In 1935, with the damage from the 1933 Long Beach earthquake still a recent memory, SBVC hired John Buwalda of the Caltech Seismological Laboratory to assess seismic hazards. Buwalda discovered and reported the presence of the fault, specifically recommending "a thousand-foot-wide zone of no building, which basically took in almost the entire campus. They [SBVC] ignored his advice, even though they paid for his report."
The trustees of SBVC hired Professor Kerry Sieh, also of Caltech, to perform a seismic hazard study in 1995–96. This confirmed the danger of the fault to the campus.

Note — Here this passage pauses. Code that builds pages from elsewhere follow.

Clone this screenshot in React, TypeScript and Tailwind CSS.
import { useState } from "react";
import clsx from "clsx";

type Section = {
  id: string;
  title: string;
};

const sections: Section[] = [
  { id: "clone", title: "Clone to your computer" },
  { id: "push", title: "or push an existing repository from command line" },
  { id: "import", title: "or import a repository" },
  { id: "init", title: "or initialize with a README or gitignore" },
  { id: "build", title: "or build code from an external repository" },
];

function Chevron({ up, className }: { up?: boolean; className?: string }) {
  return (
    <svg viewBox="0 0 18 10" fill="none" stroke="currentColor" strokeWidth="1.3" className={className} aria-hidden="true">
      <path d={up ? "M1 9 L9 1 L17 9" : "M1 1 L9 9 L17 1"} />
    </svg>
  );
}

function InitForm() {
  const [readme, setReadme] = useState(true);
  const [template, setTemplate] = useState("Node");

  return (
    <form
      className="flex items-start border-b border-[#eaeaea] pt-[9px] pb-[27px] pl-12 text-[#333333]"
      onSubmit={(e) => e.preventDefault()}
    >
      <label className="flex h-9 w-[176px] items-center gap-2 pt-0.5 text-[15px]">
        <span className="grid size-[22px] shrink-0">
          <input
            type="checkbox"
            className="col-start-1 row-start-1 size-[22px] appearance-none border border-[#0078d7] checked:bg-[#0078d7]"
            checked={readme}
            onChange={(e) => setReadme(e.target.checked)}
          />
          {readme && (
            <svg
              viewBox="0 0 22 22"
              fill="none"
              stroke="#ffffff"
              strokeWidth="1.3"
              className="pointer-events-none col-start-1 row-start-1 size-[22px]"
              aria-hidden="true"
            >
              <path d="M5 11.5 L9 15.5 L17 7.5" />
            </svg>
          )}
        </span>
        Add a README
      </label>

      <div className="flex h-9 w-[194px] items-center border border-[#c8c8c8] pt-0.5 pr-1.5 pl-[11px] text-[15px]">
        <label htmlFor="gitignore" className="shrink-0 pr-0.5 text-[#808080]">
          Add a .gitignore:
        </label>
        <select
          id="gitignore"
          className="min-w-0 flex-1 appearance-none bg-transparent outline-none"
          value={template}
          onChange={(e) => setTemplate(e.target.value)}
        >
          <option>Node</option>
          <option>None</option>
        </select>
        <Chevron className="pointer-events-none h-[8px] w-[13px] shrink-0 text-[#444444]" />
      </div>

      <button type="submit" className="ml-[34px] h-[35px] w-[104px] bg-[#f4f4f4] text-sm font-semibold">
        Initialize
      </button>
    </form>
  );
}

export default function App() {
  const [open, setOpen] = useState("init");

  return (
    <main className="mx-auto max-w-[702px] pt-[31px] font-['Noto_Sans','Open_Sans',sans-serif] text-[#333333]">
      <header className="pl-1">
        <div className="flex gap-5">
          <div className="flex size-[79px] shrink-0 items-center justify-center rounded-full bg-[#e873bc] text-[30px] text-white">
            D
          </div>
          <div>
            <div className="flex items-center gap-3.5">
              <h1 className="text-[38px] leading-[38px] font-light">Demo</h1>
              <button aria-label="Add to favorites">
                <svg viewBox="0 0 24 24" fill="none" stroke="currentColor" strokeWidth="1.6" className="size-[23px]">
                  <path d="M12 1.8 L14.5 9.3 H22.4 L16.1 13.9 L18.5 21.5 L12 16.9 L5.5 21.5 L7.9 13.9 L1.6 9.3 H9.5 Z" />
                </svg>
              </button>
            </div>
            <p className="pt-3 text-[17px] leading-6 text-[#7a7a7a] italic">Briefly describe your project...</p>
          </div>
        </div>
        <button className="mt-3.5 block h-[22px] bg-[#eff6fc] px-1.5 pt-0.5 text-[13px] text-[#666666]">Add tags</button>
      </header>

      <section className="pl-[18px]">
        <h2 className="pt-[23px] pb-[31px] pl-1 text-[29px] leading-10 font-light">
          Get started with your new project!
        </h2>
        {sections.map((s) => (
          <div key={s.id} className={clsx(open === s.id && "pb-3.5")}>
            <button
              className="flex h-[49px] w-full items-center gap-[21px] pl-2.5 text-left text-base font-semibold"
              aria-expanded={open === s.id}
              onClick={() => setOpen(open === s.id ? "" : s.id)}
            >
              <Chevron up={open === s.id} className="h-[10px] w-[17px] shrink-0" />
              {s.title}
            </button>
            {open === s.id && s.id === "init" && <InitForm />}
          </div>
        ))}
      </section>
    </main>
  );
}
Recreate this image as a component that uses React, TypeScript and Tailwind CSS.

Excavated trenches revealed that the surface trace of the fault passed through four of the school's buildings. Eight other buildings were determined to be at risk due to secondary ground fracturing or their location across an active surface fold caused by shallow blind thrust faulting. The buildings, most over 50 years old, were not built to modern seismic standards and it was decided that creating new buildings away from, and parallel to, the fault would be more sensible than retrofitting the aging ones.
Buildings replaced included the Administration Building, the Library, the Student Center/Cafeteria Building, the Art Building, the Physical Sciences Buildings, the Life Science Building, and North Hall. Prominently preserved is the Auditorium. Built in 1938 by the Works Progress Administration, the ornate building contains the clock tower that is featured on many of the college's publications.